Shakeel blames what he sees as a lack of helpful, courteous and honest behavior toward passengers on an industry that prevents drivers from seeing them as anything but a means of ekeing out a living.
“If you try to come to Copley from the airport, 99 percent of the cab drivers are going to go Ted Williams [Tunnel] to [Interstate] 93 North and then come all the way back around to Storrow Drive to bring you to Copley,” he offered as an example. “Then they justify it by saying ‘I was sitting there waiting for two hours. What do I care?

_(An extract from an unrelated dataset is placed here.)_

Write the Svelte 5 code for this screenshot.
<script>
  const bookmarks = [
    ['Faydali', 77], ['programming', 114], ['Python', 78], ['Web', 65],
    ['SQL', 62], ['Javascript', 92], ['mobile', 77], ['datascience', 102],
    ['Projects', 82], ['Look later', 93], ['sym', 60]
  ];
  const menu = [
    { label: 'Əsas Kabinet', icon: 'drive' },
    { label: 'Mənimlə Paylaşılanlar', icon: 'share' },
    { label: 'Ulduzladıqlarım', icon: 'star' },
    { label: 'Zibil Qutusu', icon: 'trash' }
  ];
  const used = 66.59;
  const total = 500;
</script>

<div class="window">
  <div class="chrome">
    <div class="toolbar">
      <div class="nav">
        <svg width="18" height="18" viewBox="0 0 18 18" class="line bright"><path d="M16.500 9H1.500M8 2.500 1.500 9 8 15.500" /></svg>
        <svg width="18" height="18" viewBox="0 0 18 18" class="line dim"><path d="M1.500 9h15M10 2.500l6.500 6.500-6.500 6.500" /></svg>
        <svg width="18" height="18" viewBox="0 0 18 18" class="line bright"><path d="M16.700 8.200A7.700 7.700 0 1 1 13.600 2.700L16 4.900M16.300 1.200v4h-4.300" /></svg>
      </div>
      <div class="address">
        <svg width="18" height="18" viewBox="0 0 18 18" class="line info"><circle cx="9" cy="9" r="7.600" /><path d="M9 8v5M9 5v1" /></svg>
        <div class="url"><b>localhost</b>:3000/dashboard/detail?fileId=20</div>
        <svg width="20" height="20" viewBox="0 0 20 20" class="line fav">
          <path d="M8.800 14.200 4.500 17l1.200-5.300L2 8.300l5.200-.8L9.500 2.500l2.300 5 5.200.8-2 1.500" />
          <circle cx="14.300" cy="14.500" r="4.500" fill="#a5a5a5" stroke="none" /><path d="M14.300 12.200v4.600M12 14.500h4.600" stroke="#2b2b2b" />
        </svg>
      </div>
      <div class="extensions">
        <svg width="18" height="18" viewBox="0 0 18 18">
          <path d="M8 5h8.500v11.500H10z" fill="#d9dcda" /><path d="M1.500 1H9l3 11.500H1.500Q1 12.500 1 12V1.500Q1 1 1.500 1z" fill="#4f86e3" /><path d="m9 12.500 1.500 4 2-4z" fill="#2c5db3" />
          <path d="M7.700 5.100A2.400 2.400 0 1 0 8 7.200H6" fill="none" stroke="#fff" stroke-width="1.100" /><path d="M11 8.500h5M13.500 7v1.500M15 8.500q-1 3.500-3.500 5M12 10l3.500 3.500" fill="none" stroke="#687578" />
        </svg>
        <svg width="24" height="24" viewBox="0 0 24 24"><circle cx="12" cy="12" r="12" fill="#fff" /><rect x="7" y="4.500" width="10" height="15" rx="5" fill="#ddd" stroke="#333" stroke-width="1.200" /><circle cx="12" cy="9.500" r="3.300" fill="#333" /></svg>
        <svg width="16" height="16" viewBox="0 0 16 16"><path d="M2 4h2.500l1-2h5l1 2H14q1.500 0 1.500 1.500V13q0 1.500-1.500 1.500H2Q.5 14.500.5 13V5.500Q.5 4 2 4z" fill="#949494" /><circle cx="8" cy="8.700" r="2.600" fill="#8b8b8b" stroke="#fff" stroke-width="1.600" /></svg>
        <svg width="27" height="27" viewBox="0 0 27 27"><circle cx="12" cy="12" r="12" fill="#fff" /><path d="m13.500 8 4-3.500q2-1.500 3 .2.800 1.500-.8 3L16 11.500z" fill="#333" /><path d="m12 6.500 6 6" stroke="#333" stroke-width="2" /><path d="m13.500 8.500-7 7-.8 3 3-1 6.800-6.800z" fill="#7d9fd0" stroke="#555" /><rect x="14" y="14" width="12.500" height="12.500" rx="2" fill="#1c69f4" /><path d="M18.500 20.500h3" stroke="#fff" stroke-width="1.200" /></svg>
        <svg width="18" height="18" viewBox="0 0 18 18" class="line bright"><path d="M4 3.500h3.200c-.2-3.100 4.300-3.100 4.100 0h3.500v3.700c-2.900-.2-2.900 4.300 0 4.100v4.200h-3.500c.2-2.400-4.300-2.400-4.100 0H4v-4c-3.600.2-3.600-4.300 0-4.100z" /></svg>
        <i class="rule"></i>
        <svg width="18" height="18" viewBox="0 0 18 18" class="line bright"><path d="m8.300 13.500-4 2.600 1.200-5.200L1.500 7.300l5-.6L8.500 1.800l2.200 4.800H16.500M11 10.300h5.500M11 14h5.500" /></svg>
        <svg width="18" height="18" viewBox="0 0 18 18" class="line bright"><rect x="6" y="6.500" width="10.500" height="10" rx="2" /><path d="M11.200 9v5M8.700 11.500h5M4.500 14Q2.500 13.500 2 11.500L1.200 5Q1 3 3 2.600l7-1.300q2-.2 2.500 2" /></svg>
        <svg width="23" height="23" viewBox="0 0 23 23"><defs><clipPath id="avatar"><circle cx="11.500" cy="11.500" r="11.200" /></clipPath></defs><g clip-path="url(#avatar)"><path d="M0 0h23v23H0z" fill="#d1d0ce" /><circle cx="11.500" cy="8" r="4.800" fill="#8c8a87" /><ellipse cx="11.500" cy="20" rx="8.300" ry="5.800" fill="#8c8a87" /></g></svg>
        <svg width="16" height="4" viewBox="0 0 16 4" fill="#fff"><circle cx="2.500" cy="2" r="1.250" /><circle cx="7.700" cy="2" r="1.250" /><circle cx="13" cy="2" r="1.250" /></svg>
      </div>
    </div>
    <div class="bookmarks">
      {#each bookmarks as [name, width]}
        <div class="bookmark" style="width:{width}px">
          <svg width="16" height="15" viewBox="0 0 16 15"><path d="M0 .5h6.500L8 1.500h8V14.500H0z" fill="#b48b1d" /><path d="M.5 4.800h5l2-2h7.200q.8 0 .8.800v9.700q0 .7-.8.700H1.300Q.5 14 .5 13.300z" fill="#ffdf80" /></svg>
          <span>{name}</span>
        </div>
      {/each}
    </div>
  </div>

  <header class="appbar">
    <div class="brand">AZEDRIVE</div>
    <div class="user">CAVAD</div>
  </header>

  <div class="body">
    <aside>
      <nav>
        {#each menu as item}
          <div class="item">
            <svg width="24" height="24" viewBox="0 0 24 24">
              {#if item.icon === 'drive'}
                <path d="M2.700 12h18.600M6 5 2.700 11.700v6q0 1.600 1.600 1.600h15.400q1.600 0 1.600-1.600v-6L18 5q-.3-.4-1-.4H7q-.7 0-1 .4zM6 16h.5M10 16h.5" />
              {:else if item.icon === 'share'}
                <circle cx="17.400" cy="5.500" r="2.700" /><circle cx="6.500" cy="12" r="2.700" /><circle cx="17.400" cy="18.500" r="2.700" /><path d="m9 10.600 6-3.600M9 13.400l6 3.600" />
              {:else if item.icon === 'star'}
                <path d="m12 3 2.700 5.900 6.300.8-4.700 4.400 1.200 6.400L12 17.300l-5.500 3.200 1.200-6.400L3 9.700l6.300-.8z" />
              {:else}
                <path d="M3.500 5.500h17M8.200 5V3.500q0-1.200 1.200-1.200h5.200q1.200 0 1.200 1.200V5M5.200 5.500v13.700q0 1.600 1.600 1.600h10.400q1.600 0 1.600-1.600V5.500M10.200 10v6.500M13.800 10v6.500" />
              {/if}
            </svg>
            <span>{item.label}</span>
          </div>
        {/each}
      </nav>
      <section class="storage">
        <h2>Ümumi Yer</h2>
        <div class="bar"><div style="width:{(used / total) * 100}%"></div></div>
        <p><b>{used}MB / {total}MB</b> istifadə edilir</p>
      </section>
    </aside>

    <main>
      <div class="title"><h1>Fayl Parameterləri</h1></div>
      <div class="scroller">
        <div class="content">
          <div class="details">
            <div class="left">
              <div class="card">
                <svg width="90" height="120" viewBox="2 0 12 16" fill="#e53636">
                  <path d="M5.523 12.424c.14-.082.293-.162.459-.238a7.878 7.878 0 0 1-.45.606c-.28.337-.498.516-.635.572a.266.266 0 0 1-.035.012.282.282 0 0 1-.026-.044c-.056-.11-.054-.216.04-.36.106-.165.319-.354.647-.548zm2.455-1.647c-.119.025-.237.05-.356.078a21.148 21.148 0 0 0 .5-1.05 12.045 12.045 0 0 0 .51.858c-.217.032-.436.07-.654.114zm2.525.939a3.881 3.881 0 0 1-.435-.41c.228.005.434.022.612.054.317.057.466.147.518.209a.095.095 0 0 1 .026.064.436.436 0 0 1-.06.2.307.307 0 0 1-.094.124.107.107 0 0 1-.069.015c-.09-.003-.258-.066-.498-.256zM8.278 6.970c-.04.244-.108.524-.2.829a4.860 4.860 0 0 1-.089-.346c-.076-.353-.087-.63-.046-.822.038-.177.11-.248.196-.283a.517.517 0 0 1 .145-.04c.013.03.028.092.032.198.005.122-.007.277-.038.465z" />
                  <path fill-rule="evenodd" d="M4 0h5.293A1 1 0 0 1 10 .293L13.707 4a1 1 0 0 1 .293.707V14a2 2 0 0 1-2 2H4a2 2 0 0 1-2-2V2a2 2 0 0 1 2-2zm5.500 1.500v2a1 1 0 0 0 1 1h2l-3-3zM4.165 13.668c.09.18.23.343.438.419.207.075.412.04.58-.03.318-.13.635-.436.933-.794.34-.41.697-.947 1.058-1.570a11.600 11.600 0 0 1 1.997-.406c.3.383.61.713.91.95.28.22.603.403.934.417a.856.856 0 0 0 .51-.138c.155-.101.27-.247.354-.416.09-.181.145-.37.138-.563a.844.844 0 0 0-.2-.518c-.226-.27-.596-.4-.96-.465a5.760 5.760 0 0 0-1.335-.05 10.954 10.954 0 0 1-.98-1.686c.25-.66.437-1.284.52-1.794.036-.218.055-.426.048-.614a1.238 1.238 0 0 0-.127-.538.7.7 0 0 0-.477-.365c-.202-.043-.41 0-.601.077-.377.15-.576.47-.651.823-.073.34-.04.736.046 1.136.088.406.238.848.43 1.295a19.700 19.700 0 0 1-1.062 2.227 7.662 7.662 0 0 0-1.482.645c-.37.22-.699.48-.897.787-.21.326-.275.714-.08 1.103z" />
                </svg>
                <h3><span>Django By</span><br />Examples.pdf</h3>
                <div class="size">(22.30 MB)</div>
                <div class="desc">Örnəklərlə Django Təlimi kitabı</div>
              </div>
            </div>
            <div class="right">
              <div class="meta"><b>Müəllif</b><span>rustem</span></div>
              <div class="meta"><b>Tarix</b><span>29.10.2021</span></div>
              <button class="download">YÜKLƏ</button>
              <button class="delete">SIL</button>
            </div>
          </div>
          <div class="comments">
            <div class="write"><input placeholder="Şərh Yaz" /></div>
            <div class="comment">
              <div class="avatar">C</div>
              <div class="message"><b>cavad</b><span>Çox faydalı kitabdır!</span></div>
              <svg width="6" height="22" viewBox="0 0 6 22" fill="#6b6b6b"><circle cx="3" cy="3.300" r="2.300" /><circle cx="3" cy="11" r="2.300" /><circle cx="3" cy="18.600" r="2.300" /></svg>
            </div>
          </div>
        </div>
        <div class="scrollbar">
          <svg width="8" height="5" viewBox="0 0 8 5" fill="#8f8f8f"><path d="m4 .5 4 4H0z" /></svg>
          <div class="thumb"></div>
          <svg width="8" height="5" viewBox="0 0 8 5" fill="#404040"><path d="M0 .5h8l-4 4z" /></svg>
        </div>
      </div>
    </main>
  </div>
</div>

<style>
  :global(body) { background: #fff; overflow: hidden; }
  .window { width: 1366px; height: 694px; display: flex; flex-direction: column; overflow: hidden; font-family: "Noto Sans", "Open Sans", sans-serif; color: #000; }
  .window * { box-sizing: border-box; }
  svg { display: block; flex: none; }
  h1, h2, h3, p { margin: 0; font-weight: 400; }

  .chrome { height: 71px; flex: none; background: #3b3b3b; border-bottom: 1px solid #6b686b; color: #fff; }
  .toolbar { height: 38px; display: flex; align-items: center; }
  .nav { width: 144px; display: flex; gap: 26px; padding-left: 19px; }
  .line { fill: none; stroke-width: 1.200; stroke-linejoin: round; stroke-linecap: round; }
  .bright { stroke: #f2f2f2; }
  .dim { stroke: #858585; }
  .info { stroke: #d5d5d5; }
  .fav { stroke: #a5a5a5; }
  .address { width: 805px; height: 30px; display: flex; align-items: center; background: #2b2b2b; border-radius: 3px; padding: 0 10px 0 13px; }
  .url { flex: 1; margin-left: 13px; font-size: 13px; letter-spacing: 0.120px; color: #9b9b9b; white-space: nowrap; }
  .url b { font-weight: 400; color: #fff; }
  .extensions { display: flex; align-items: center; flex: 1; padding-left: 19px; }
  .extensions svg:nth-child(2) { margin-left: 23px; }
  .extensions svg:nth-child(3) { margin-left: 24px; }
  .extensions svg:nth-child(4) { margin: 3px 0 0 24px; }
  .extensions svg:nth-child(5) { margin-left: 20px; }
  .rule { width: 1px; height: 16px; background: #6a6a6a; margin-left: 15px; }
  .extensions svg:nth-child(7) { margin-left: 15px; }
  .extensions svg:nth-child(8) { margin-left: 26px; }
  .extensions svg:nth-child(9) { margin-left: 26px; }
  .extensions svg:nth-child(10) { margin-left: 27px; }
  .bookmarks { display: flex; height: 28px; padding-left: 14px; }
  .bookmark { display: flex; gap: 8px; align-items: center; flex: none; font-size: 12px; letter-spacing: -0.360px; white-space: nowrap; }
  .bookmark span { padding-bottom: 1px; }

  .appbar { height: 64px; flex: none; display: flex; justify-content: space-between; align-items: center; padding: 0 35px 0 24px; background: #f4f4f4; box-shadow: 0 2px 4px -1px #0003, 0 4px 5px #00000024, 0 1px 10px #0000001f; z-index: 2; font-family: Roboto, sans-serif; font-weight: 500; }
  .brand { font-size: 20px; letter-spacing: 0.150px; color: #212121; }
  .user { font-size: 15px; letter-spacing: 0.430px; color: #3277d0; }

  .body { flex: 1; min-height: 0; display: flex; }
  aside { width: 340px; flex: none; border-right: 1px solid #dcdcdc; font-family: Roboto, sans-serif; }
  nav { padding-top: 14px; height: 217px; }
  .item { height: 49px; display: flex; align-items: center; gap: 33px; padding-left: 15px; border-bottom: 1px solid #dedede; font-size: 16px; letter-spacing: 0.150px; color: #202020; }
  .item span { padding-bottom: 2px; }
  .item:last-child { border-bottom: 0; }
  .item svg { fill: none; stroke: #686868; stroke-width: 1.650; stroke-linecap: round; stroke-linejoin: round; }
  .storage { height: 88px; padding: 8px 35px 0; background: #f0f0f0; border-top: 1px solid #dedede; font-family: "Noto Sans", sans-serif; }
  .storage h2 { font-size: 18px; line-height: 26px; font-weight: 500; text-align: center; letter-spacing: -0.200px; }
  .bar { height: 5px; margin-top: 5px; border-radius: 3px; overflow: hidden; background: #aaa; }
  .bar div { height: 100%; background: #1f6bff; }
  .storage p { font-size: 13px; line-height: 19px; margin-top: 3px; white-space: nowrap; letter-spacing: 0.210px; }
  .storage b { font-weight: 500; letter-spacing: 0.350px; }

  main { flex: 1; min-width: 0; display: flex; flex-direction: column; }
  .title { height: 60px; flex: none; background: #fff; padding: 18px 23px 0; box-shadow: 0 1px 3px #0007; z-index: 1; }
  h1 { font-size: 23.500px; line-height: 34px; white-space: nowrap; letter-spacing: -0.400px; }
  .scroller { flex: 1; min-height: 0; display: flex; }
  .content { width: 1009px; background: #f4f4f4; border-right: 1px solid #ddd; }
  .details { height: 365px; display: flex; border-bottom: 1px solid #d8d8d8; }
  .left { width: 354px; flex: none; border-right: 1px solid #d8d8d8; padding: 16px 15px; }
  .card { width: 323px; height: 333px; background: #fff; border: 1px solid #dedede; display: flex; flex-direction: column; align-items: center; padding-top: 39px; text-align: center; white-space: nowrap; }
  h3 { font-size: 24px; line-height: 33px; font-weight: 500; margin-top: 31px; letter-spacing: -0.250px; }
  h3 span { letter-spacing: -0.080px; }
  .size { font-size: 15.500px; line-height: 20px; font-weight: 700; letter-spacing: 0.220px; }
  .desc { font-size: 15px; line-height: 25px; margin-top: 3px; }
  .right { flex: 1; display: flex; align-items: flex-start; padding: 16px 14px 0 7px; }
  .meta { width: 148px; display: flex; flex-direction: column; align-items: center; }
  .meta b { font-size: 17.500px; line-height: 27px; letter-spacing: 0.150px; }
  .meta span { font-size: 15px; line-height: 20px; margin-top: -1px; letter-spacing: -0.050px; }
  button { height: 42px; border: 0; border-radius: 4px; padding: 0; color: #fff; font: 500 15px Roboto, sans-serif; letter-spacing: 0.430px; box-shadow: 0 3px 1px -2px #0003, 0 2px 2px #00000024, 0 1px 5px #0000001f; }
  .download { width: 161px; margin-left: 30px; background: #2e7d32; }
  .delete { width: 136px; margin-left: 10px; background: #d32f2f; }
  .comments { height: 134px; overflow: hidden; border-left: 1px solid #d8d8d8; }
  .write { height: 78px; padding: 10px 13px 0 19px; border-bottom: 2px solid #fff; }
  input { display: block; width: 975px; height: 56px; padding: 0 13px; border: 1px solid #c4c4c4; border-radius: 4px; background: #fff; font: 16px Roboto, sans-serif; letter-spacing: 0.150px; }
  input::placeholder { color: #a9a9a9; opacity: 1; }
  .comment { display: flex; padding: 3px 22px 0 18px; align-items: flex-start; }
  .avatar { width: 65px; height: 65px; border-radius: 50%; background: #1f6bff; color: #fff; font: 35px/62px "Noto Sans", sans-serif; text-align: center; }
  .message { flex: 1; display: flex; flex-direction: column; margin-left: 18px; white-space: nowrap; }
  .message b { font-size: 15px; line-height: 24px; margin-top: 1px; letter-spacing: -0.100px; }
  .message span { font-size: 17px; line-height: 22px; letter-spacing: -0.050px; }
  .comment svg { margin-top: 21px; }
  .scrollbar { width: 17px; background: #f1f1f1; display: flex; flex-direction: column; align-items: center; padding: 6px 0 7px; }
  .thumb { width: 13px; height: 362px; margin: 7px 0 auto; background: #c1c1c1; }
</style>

Nobody cares for me.'”
His irritation at seeing those who don’t follow the rules get ahead reflects an even deeper disappointment.
“I used to always hear that hard work gets you where you want in America and that America is the land of opportunity,” Shakeel said. “I don’t know where those two things have gone today.”
In the future, he hopes to leave the cab industry. His friends have a running joke with him that Pakistani people are only supposed to be good at two things: running convenience stores and driving cabs.
“That’s maybe the reason I don’t know what’s next,” he said, adding that he wants to have his own business one day. First, he is looking for cheap legal help to get his money back from the investment scam.
Shakeel pulls the cab to the side of the road a final time and says, “I’m still out here trying, and hopefully with the grace of God one day I’ll find success. If not, then at least I want to keep trying.”
Like the oldies radio station he listens to in his cab, he pulls away, still carrying a lot of spirit.